**What you should do:**
Every line of the material is to be quoted verbatim, minus the pictures.

**Available data:**
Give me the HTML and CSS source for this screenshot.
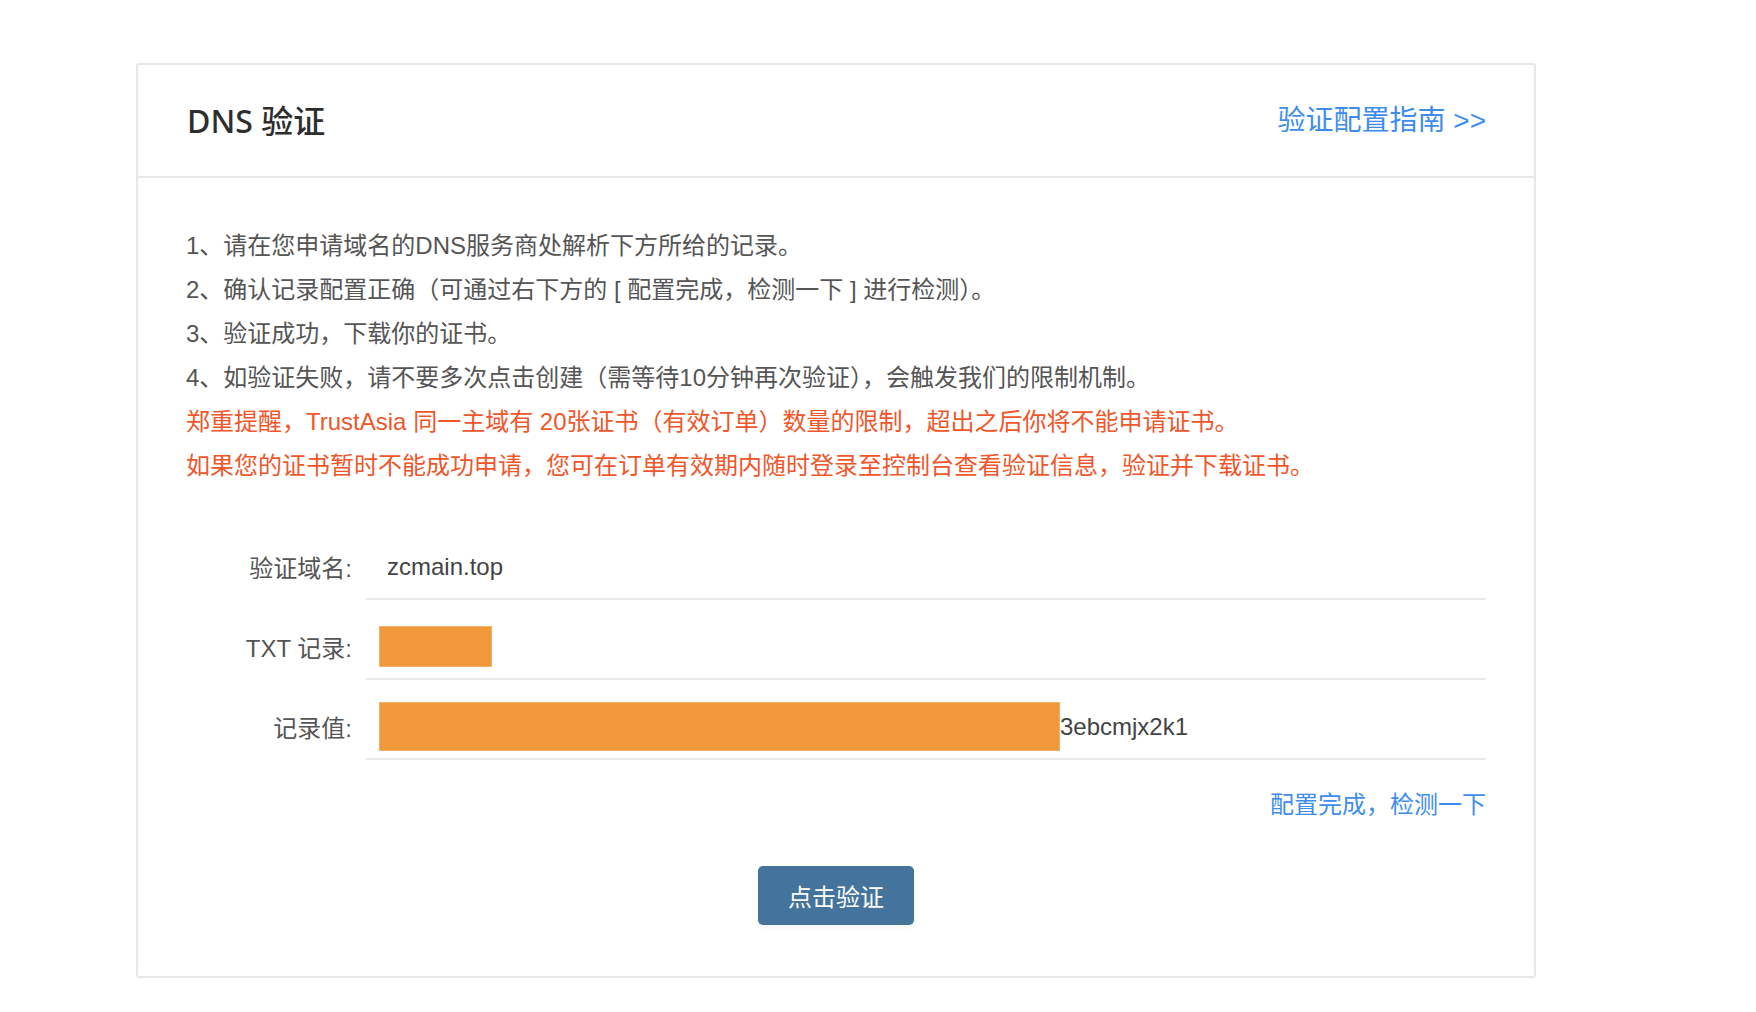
FILE: index.html
```html
<!DOCTYPE html>
<html lang="zh-CN">
<head>
<meta charset="utf-8">
<title>DNS 验证</title>
<link rel="stylesheet" href="styles.css">
</head>
<body>
<div class="card">
  <div class="card-header">
    <h2 class="title">DNS 验证</h2>
    <a class="guide-link" href="#">验证配置指南 &gt;&gt;</a>
  </div>
  <div class="card-body">
    <div class="notes">
      <p>1、请在您申请域名的DNS服务商处解析下方所给的记录。</p>
      <p>2、确认记录配置正确（可通过右下方的 [ 配置完成，检测一下 ] 进行检测）。</p>
      <p>3、验证成功，下载你的证书。</p>
      <p>4、如验证失败，请不要多次点击创建（需等待10分钟再次验证），会触发我们的限制机制。</p>
      <p class="warn">郑重提醒，TrustAsia 同一主域有 20张证书（有效订单）数量的限制，超出之后你将不能申请证书。</p>
      <p class="warn">如果您的证书暂时不能成功申请，您可在订单有效期内随时登录至控制台查看验证信息，验证并下载证书。</p>
    </div>
    <div class="form">
      <div class="row">
        <div class="label">验证域名:</div>
        <div class="value"><span class="text pad">zcmain.top</span></div>
      </div>
      <div class="row">
        <div class="label">TXT 记录:</div>
        <div class="value"><span class="mask mask-small"></span></div>
      </div>
      <div class="row">
        <div class="label">记录值:</div>
        <div class="value"><span class="mask mask-large"></span><span class="text">3ebcmjx2k1</span></div>
      </div>
    </div>
    <div class="check-line"><a class="check-link" href="#">配置完成，检测一下</a></div>
    <div class="actions"><button class="btn" type="button">点击验证</button></div>
  </div>
</div>
</body>
</html>
```
FILE: styles.css
```css
* { box-sizing: border-box; }
html, body { margin: 0; padding: 0; background: #fff; }
body {
  font-family: "Liberation Sans", "Noto Sans CJK SC", sans-serif;
  color: #555;
}
.card {
  width: 1400px;
  margin: 63px 0 0 136px;
  border: 2px solid #e7e7e7;
  border-radius: 3px;
  background: #fff;
}
.card-header {
  height: 113px;
  border-bottom: 2px solid #e7e7e7;
  padding: 0 48px 0 49px;
  display: flex;
  align-items: center;
  justify-content: space-between;
}
.title {
  margin: 0;
  font-family: "Noto Sans", "Noto Sans CJK SC", sans-serif;
  font-size: 32px;
  font-weight: 500;
  color: #2e2e2e;
  line-height: 40px;
}
.guide-link {
  font-size: 28px;
  color: #3e8ded;
  text-decoration: none;
  line-height: 40px;
}
.card-body {
  padding: 46px 48px 51px 48px;
}
.notes p {
  margin: 0;
  font-size: 24px;
  line-height: 44px;
  color: #555;
  white-space: nowrap;
}
.notes p.warn { color: #f0562a; }
.form { margin-top: 32px; }
.row {
  display: flex;
  height: 80px;
}
.label {
  width: 166px;
  margin-right: 14px;
  padding-top: 16px;
  padding-bottom: 4px;
  display: flex;
  align-items: center;
  justify-content: flex-end;
  font-size: 24px;
  color: #555;
}
.value {
  flex: 1;
  padding: 15px 0 0 13px;
  border-bottom: 2px solid #e9e9e9;
  display: flex;
  align-items: center;
}
.text {
  font-size: 24px;
  color: #444;
  line-height: 30px;
}
.text.pad { padding-left: 8px; }
.mask {
  display: block;
  background: #f1983a;
  border: 1px solid #f6b168;
}
.mask-small { width: 113px; height: 41px; }
.mask-large { width: 681px; height: 49px; }
.check-line {
  margin-top: 23px;
  text-align: right;
  line-height: 44px;
}
.check-link {
  font-size: 24px;
  color: #3e8ded;
  text-decoration: none;
}
.actions {
  margin-top: 36px;
  display: flex;
  justify-content: center;
}
.btn {
  width: 156px;
  height: 59px;
  border: none;
  border-radius: 5px;
  background: #44749c;
  color: #fff;
  font-family: "Liberation Sans", "Noto Sans CJK SC", sans-serif;
  font-size: 24px;
  cursor: pointer;
  box-shadow: 0 3px 4px rgba(0, 0, 0, 0.04);
}
```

**In response:**
Give me the HTML and CSS source for this screenshot.
FILE: index.html
```html
<!DOCTYPE html>
<html lang="zh-CN">
<head>
<meta charset="utf-8">
<title>DNS 验证</title>
<link rel="stylesheet" href="styles.css">
</head>
<body>
<div class="card">
  <div class="card-header">
    <h2 class="title">DNS 验证</h2>
    <a class="guide-link" href="#">验证配置指南 &gt;&gt;</a>
  </div>
  <div class="card-body">
    <div class="notes">
      <p>1、请在您申请域名的DNS服务商处解析下方所给的记录。</p>
      <p>2、确认记录配置正确（可通过右下方的 [ 配置完成，检测一下 ] 进行检测）。</p>
      <p>3、验证成功，下载你的证书。</p>
      <p>4、如验证失败，请不要多次点击创建（需等待10分钟再次验证），会触发我们的限制机制。</p>
      <p class="warn">郑重提醒，TrustAsia 同一主域有 20张证书（有效订单）数量的限制，超出之后你将不能申请证书。</p>
      <p class="warn">如果您的证书暂时不能成功申请，您可在订单有效期内随时登录至控制台查看验证信息，验证并下载证书。</p>
    </div>
    <div class="form">
      <div class="row">
        <div class="label">验证域名:</div>
        <div class="value"><span class="text pad">zcmain.top</span></div>
      </div>
      <div class="row">
        <div class="label">TXT 记录:</div>
        <div class="value"><span class="mask mask-small"></span></div>
      </div>
      <div class="row">
        <div class="label">记录值:</div>
        <div class="value"><span class="mask mask-large"></span><span class="text">3ebcmjx2k1</span></div>
      </div>
    </div>
    <div class="check-line"><a class="check-link" href="#">配置完成，检测一下</a></div>
    <div class="actions"><button class="btn" type="button">点击验证</button></div>
  </div>
</div>
</body>
</html>
```
FILE: styles.css
```css
* { box-sizing: border-box; }
html, body { margin: 0; padding: 0; background: #fff; }
body {
  font-family: "Liberation Sans", "Noto Sans CJK SC", sans-serif;
  color: #555;
}
.card {
  width: 1400px;
  margin: 63px 0 0 136px;
  border: 2px solid #e7e7e7;
  border-radius: 3px;
  background: #fff;
}
.card-header {
  height: 113px;
  border-bottom: 2px solid #e7e7e7;
  padding: 0 48px 0 49px;
  display: flex;
  align-items: center;
  justify-content: space-between;
}
.title {
  margin: 0;
  font-family: "Noto Sans", "Noto Sans CJK SC", sans-serif;
  font-size: 32px;
  font-weight: 500;
  color: #2e2e2e;
  line-height: 40px;
}
.guide-link {
  font-size: 28px;
  color: #3e8ded;
  text-decoration: none;
  line-height: 40px;
}
.card-body {
  padding: 46px 48px 51px 48px;
}
.notes p {
  margin: 0;
  font-size: 24px;
  line-height: 44px;
  color: #555;
  white-space: nowrap;
}
.notes p.warn { color: #f0562a; }
.form { margin-top: 32px; }
.row {
  display: flex;
  height: 80px;
}
.label {
  width: 166px;
  margin-right: 14px;
  padding-top: 16px;
  padding-bottom: 4px;
  display: flex;
  align-items: center;
  justify-content: flex-end;
  font-size: 24px;
  color: #555;
}
.value {
  flex: 1;
  padding: 15px 0 0 13px;
  border-bottom: 2px solid #e9e9e9;
  display: flex;
  align-items: center;
}
.text {
  font-size: 24px;
  color: #444;
  line-height: 30px;
}
.text.pad { padding-left: 8px; }
.mask {
  display: block;
  background: #f1983a;
  border: 1px solid #f6b168;
}
.mask-small { width: 113px; height: 41px; }
.mask-large { width: 681px; height: 49px; }
.check-line {
  margin-top: 23px;
  text-align: right;
  line-height: 44px;
}
.check-link {
  font-size: 24px;
  color: #3e8ded;
  text-decoration: none;
}
.actions {
  margin-top: 36px;
  display: flex;
  justify-content: center;
}
.btn {
  width: 156px;
  height: 59px;
  border: none;
  border-radius: 5px;
  background: #44749c;
  color: #fff;
  font-family: "Liberation Sans", "Noto Sans CJK SC", sans-serif;
  font-size: 24px;
  cursor: pointer;
  box-shadow: 0 3px 4px rgba(0, 0, 0, 0.04);
}
```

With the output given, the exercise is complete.